Ligand/Receptor Free Energies Setup by YANK

systems:
  {UserDefinedSystem}:
    receptor: {UserDefinedMolecule}
    ligand: {UserDefinedMolecule}
    solvent: {UserDefinedSolvent}
    pack: no
    leap:
        parameters: [leaprc.ff14SB, leaprc.gaff]

This is the mandatory structure for leting YANK handle the creation and setup of a Ligand/Receptor system to do binding free energies.

  • receptor: Tells YANK which {UserDefinedMolecule} to load in as the receptor.
  • ligand: Tells YANK which {UserDefinedMolecule} to load in as the ligand. This molecule will be alchemically modified to compute the free energy difference.
  • solvent: Tells YANK which {UserDefinedSolvent} to surround the receptor and ligand in. This must be set even if you want to use a vacuum, which is a type of solvent you can define.
  • pack: When set to “yes”, if the ligand is far away from the receptor or if there are clashing atoms (defined as closer than 1.5 angstroms), Yank will randomly translate and rotate the ligand until this is solved. Do not set this to “yes” if you want your ligand to start from the positions specified in the original mol2/sdf file.
  • leap and parameters: Both options must be specified as shown and tell LEaP which parameter files to use. Each file can be one native to LEaP, or a custom file relative to the YAML script location. If multiple files are specified, they must be enclosed around square brackets, [ ].

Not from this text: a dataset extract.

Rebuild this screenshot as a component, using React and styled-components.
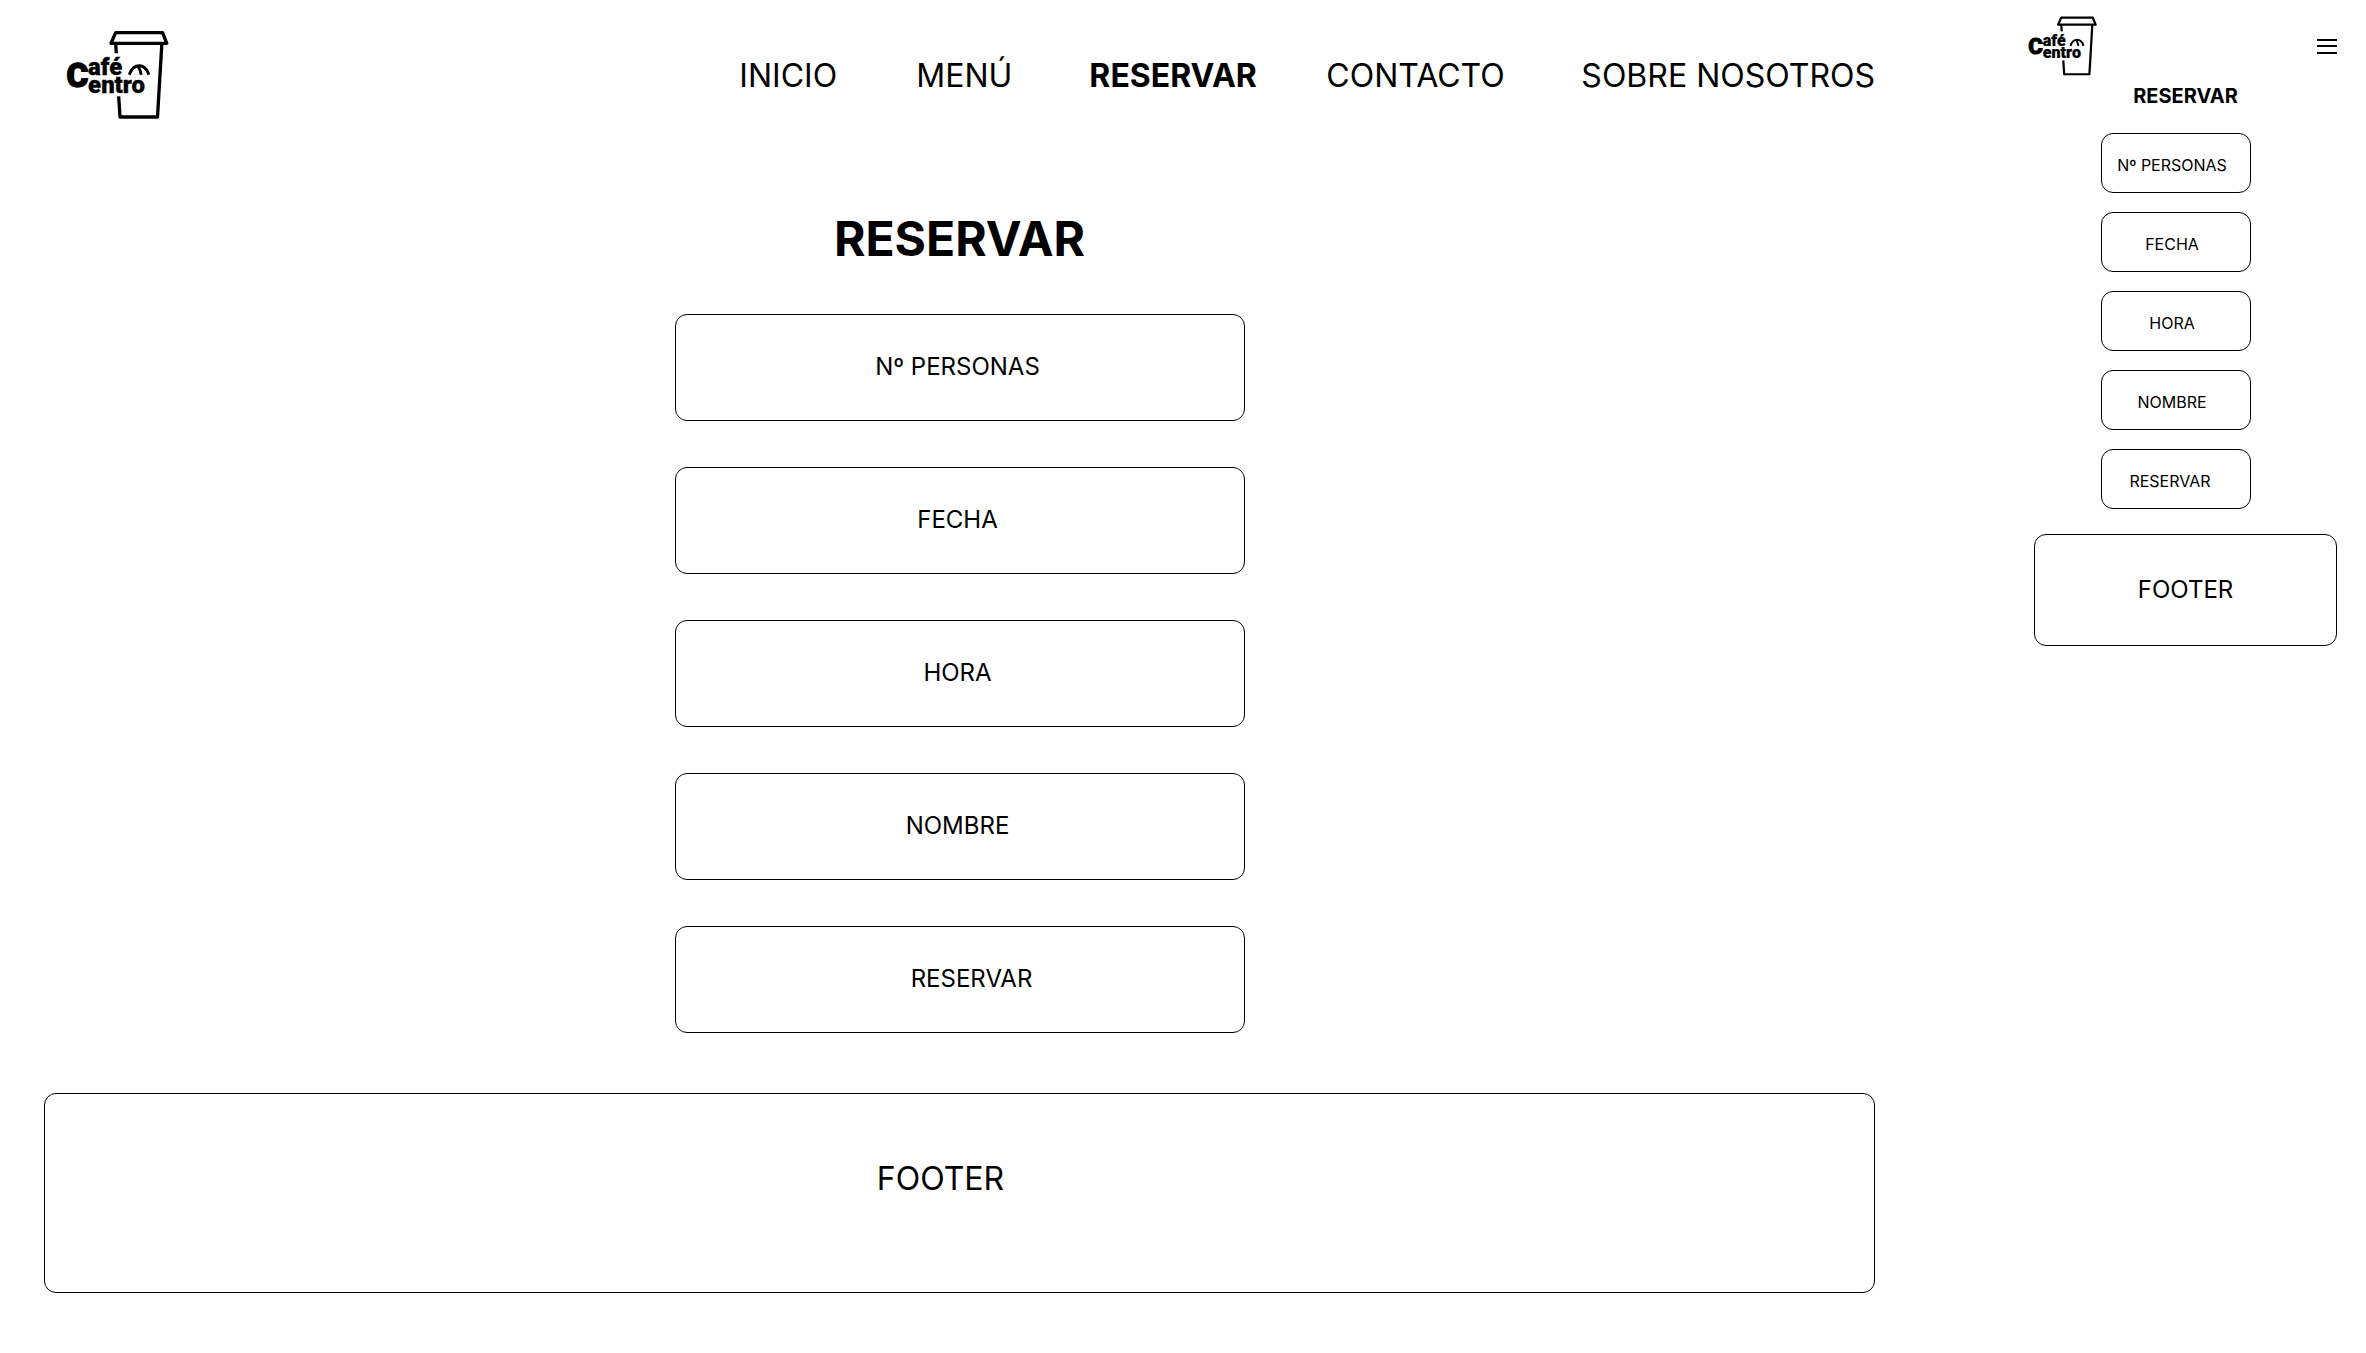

Hydration Free Energies Setup By YANK

systems:
  {UserDefinedSystem}:
    solute: {UserDefinedMolecule}
    solvent1: {UserDefinedSolvent}
    solvent2: {UerDefinedSolvent}
    leap:
      parameters: [leaprc.ff14SB, leaprc.gaff]

YANK can also do relative hydration free energy simulations. More generally, it can do relative solvation free energies between any solvents. For example, if you specify a reaction-field solvent of water and a vacuum solvent, then you would get the hydration free energy (remember, “vacuum” is a {UerDefinedSolvent} that must be specified to use).

  • solute: Tells yank which {UserDefinedMolecule} to use for solvation free energy.
  • solvent1: The first {UserDefinedSolvent} to use for the solvation free energy.
  • solvent2: The second {UserDefinedSolvent} to use for the solvation free energy.
  • leap and parameters: Both options must be specified as shown and tell LEaP which parameter files to use. Each file can be one native to LEaP, or a custom file relative to the YAML script location. If multiple files are specified, they must be enclosed around square brackets, [ ].

Arbitrary Phase Free Energies Setup by User

systems:
  {UserDefinedSystem}:
    phase1_path: [complex.prmtop, complex.inpcrd]
    phase2_path: [solvent.top, solvent.gro]
    ligand_dsl: resname MOL
    solvent_dsl: resname WAT  # optional
    solvent: {UserDefinedSolvent}
    gromacs_include_dir: include/

YANK will allow users to specify arbitrary free energy calculations with systems they have prepared themselves. Both Amber and GROMACS input file types are accepted. It is also possible to specify a pair of [*.pdb, *.xml] files for each phase, where the XML contains a serialized OpenMM system. MDTraj is required to use this options since picking the ligand out of the files is done with an MDTraj DSL.

  • phase1_path: The set of files which fully describe the first phase of the free energy simulation you want to run.
  • phase2_path: The set of files which fully describe the second phase of the free energy simulation you want to run.
  • ligand_dsl: Only for receptor-ligand systems. An MDTraj DSL string which identifies the ligand in the files provided by phase1_path and phase2_path. This must be specified only in case of a ligand-receptor system. If you are running a solvation free energy calculation, this will raise an error.
  • solvent_dsl: Optional. An MDTraj DSL string which identifies the solvent atoms (including ions) in the files provided by phase1_path and phase2_path. If not specified, a list of common solvent residue names will be used to automatically detect solvent atoms.
  • solvent: Only for Amber and GROMACS files. A {UserDefinedSolvent} to put the two phases in. Only one solvent is allowed for this calculation. This option must be omitted if using XML/PDB files, since the solvent options are inherently specified in the XML definition of the system. Finally, if the two phases require two different solvents, it is possible to substitute the solvent option with two solvent1 and solvent2, which are associated to phase 1 and phase 2 respectively.
  • gromacs_include_dir: Optional, Tells YANK where the GROMACS include directory is to pull files and parameters from. This is particularly helpful if your topology file does not contain all parameters. Path is relative to the YAML script.